Controversies surrounding the DMA reflect deeper tensions in Indian civil-military relations. The placement of a serving officer as a Secretary-rank head of a government department was a significant departure from the post-independence convention of strict civilian bureaucratic control over the military establishment. Some commentators welcomed reduced civilian interposition in operational matters; others cautioned about the erosion of the civil-bureaucratic buffer. The pace of theatreisation has remained the principal point of debate, with the Army, Navy, and Air Force expressing differing views on the number, geography, and air-asset allocation of proposed theatre commands. As of the mid-2020s, the proposed structure includes a Northern (China-facing) land theatre, a Western (Pakistan-facing) theatre, and a Maritime Theatre Command.

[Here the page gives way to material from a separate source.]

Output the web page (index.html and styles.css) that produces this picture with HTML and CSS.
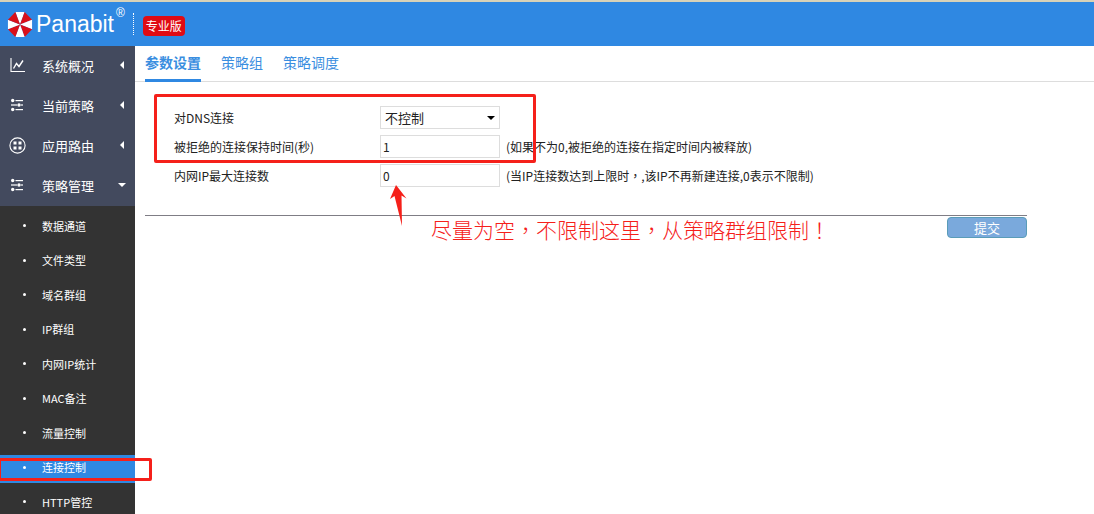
FILE: index.html
```html
<!DOCTYPE html>
<html lang="zh">
<head>
<meta charset="utf-8">
<title>Panabit</title>
<link rel="stylesheet" href="styles.css">
</head>
<body>
<header class="topbar">
  <svg class="logo" width="26" height="27" viewBox="0 0 28 28" preserveAspectRatio="none">
    <polygon points="14,14 9,1 19,1" fill="#fff"/>
    <polygon points="14,14 19,1 27,9" fill="#d9101a"/>
    <polygon points="14,14 27,9 27,19" fill="#fff"/>
    <polygon points="14,14 27,19 19,27" fill="#d9101a"/>
    <polygon points="14,14 19,27 9,27" fill="#fff"/>
    <polygon points="14,14 9,27 1,19" fill="#d9101a"/>
    <polygon points="14,14 1,19 1,9" fill="#fff"/>
    <polygon points="14,14 1,9 9,1" fill="#d9101a"/>
  </svg>
  <span class="brand">Panabit</span>
  <span class="reg">®</span>
  <span class="divider"></span>
  <span class="badge">专业版</span>
</header>
<div class="body-row">
  <nav class="sidebar">
    <div class="menu-item">
      <svg class="mi" width="16" height="16" viewBox="0 0 16 16" fill="none" stroke="#fff" stroke-width="1.1"><path d="M1 1v13.5h14"/><path d="M3.5 11.5l3-5 2.5 3 4-6" stroke-width="1.4"/></svg>
      <span class="menu-label">系统概况</span><span class="caret-left"></span>
    </div>
    <div class="menu-item">
      <svg class="mi mi-sliders" width="12" height="14" viewBox="0 0 12 14" fill="#fff"><circle cx="1.7" cy="2.5" r="1.7"/><rect x="4.5" y="2" width="7.5" height="1.2"/><circle cx="8" cy="7" r="1.7"/><rect x="0" y="6.4" width="6" height="1.2"/><rect x="10" y="6.4" width="2" height="1.2"/><circle cx="1.7" cy="11.5" r="1.7"/><rect x="4.5" y="11" width="7.5" height="1.2"/></svg>
      <span class="menu-label">当前策略</span><span class="caret-left"></span>
    </div>
    <div class="menu-item">
      <svg class="mi mi-wide" width="17" height="17" viewBox="0 0 17 17" fill="none" stroke="#fff" stroke-width="1.1"><circle cx="8.5" cy="8.5" r="7.6"/><g fill="#fff" stroke="none"><rect x="4.5" y="4.5" width="3" height="3"/><rect x="9.5" y="4.5" width="3" height="3"/><rect x="4.5" y="9.5" width="3" height="3"/><rect x="9.5" y="9.5" width="3" height="3"/></g></svg>
      <span class="menu-label">应用路由</span><span class="caret-left"></span>
    </div>
    <div class="menu-item">
      <svg class="mi mi-sliders" width="12" height="14" viewBox="0 0 12 14" fill="#fff"><circle cx="1.7" cy="2.5" r="1.7"/><rect x="4.5" y="2" width="7.5" height="1.2"/><circle cx="8" cy="7" r="1.7"/><rect x="0" y="6.4" width="6" height="1.2"/><rect x="10" y="6.4" width="2" height="1.2"/><circle cx="1.7" cy="11.5" r="1.7"/><rect x="4.5" y="11" width="7.5" height="1.2"/></svg>
      <span class="menu-label">策略管理</span><span class="caret-down"></span>
    </div>
    <ul class="submenu">
      <li class="sub-item"><span class="dot"></span>数据通道</li>
      <li class="sub-item"><span class="dot"></span>文件类型</li>
      <li class="sub-item"><span class="dot"></span>域名群组</li>
      <li class="sub-item"><span class="dot"></span>IP群组</li>
      <li class="sub-item"><span class="dot"></span>内网IP统计</li>
      <li class="sub-item"><span class="dot"></span>MAC备注</li>
      <li class="sub-item"><span class="dot"></span>流量控制</li>
      <li class="sub-item active"><span class="dot"></span>连接控制</li>
      <li class="sub-item"><span class="dot"></span>HTTP管控</li>
    </ul>
  </nav>
  <main class="content">
    <div class="tabs">
      <span class="tab current">参数设置</span>
      <span class="tab">策略组</span>
      <span class="tab">策略调度</span>
    </div>
    <form class="panel">
      <div class="form-row">
        <label class="field-label">对DNS连接</label>
        <div class="fake-select"><span>不控制</span><span class="select-arrow"></span></div>
      </div>
      <div class="form-row">
        <label class="field-label">被拒绝的连接保持时间(秒)</label>
        <div class="field-input">1</div>
        <span class="hint">(如果不为0,被拒绝的连接在指定时间内被释放)</span>
      </div>
      <div class="form-row">
        <label class="field-label">内网IP最大连接数</label>
        <div class="field-input">0</div>
        <span class="hint">(当IP连接数达到上限时<span class="mid-punct" lang="zh-Hant">，</span>,该IP不再新建连接,0表示不限制)</span>
      </div>
      <div class="actions"><span class="submit">提交</span></div>
    </form>
  </main>
</div>
<div class="mark mark-form"></div>
<div class="mark mark-nav"></div>
<svg class="mark-arrow" width="20" height="44" viewBox="0 0 20 44"><path d="M8 2L18.5 15.5L13.5 12.5L14 43L6.5 13L2 16Z" fill="#f5201a"/></svg>
<div class="mark-text" lang="zh-Hant">尽量为空，不限制这里，从策略群组限制！</div>
</body>
</html>
```
FILE: styles.css
```css
* { box-sizing: border-box; }
html, body { margin: 0; padding: 0; }
body {
  width: 1094px;
  height: 514px;
  overflow: hidden;
  position: relative;
  background: #fff;
  font-family: "Noto Sans CJK SC", "Liberation Sans", sans-serif;
  font-size: 12px;
  color: #222;
}
.topbar {
  height: 46px;
  background: #2f88e2;
  border-top: 2px solid #d8d2b8;
  display: flex;
  align-items: center;
  padding-left: 7px;
  position: relative;
}
.logo { flex: none; }
.brand {
  font-family: "Liberation Sans", sans-serif;
  font-size: 23px;
  color: #fff;
  margin-left: 3px;
  line-height: 28px;
}
.reg {
  color: #fff;
  font-family: "Liberation Sans", sans-serif;
  font-size: 12px;
  align-self: flex-start;
  margin: 4px 0 0 2px;
}
.divider {
  height: 22px;
  border-left: 1px dotted #fff;
  margin-left: 8px;
}
.badge {
  margin-left: 9px;
  background: #e00b14;
  color: #fff;
  border-radius: 4px;
  font-size: 12px;
  line-height: 20px;
  padding: 0 3px;
  height: 20px;
  margin-top: 3px;
}
.body-row { display: flex; height: 468px; }
.sidebar { width: 135px; flex: none; background: #333; overflow: hidden; }
.menu-item {
  height: 40px;
  background: #434a5e;
  display: flex;
  align-items: center;
  position: relative;
  color: #fff;
  font-size: 13px;
  padding: 0 0 2px 10px;
}
.mi { flex: none; margin-right: 16px; }
.mi-sliders { margin-left: 1px; margin-right: 19px; }
.mi-wide { margin-left: -1px; margin-right: 16px; }
.menu-label { flex: 1; }
.caret-left {
  width: 0; height: 0;
  border: 4px solid transparent;
  border-left: 0;
  border-right: 4px solid #fff;
  margin-right: 11px;
}
.caret-down {
  width: 0; height: 0;
  border: 4px solid transparent;
  border-bottom: 0;
  border-top: 4px solid #fff;
  margin-right: 9px;
}
.submenu { list-style: none; margin: 0; padding: 3px 0 0; }
.sub-item {
  height: 34.5px;
  display: flex;
  align-items: center;
  color: #fff;
  font-size: 11px;
  padding: 0 0 1px 23px;
  background: #333;
}
.sub-item.active {
  background: linear-gradient(#333 0 4px, #2f88e2 4px 32px, #333 32px);
}
.dot {
  width: 3px; height: 3px;
  background: #fff;
  border-radius: 50%;
  margin-right: 16px;
}
.content { flex: 1; min-width: 0; }
.tabs {
  height: 36px;
  border-bottom: 1px solid #ddd;
  display: flex;
  gap: 20px;
  padding-left: 10px;
}
.tab {
  color: #3a8ee0;
  font-size: 14px;
  line-height: 33px;
  height: 36px;
  padding: 0;
}
.tab.current { font-weight: 700; border-bottom: 3px solid #2f88e2; }
.panel { width: 892px; padding: 21px 0 0 10px; margin-top: 0; }
.form-row {
  height: 29px;
  display: flex;
  align-items: center;
  padding-left: 29px;
}
.field-label { width: 206px; flex: none; }
.fake-select, .field-input {
  width: 120px;
  height: 23px;
  border: 1px solid #ddd;
  background: #fff;
  display: flex;
  align-items: center;
  padding-left: 2px;
  flex: none;
  font-size: 12px;
}
.fake-select { justify-content: space-between; padding: 0 4px; font-size: 13px; }
.select-arrow {
  width: 0; height: 0;
  border: 4px solid transparent;
  border-bottom: 0;
  border-top: 4px solid #000;
}
.hint { margin-left: 6px; font-size: 12px; white-space: nowrap; }
.mid-punct { font-family: "Noto Sans CJK TC", sans-serif; }
.actions {
  margin-top: 25px;
  margin-left: 0;
  border-top: 1px solid #7f7d85;
  display: flex;
  justify-content: flex-end;
  padding-top: 1px;
  width: 882px;
}
.submit {
  width: 80px;
  height: 21px;
  background: #7aa9dc;
  border: 1px solid #5a9cb8;
  border-radius: 4px;
  color: #fff;
  font-size: 13px;
  text-align: center;
  line-height: 19px;
}
.mark { position: absolute; border: 3px solid #f5201a; border-radius: 2px; }
.mark-form { left: 154px; top: 94px; width: 382px; height: 69px; }
.mark-nav { left: -2px; top: 458px; width: 154px; height: 23px; }
.mark-arrow { position: absolute; left: 388px; top: 183px; }
.mark-text {
  position: absolute;
  left: 431px;
  top: 215px;
  color: #f5201a;
  font-family: "Noto Sans CJK TC", sans-serif;
  font-size: 21px;
  font-weight: 300;
  line-height: 28px;
  white-space: nowrap;
  text-spacing-trim: space-all;
}
```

For the working practitioner — whether a UPSC aspirant addressing GS Paper III internal-security and defence questions, a desk officer, or a policy analyst — the DMA represents the most consequential structural reform of India's higher defence organisation since independence. It institutionalises tri-service integration, creates a single-point military adviser, and lays the legal and administrative groundwork for theatre commands modelled loosely on the unified-command systems of the United States and China. Understanding the DMA's relationship to the Department of Defence, the limits of the CDS's authority over service chiefs, and the unresolved theatreisation debate is essential to analysing India's evolving defence posture and its civil-military equilibrium.
Example
In June 2023, the Department of Military Affairs piloted the Inter-Services Organisations (Command, Control and Discipline) Act through Parliament to enable joint commanders to discipline personnel across all three services.
Frequently asked questions
The DMA is headed by the Chief of Defence Staff, a four-star military officer who serves as Secretary to the Government of India. This makes the DMA the only Indian government department led by a serving uniformed officer rather than a civil servant. General Anil Chauhan has held the post since 30 September 2022.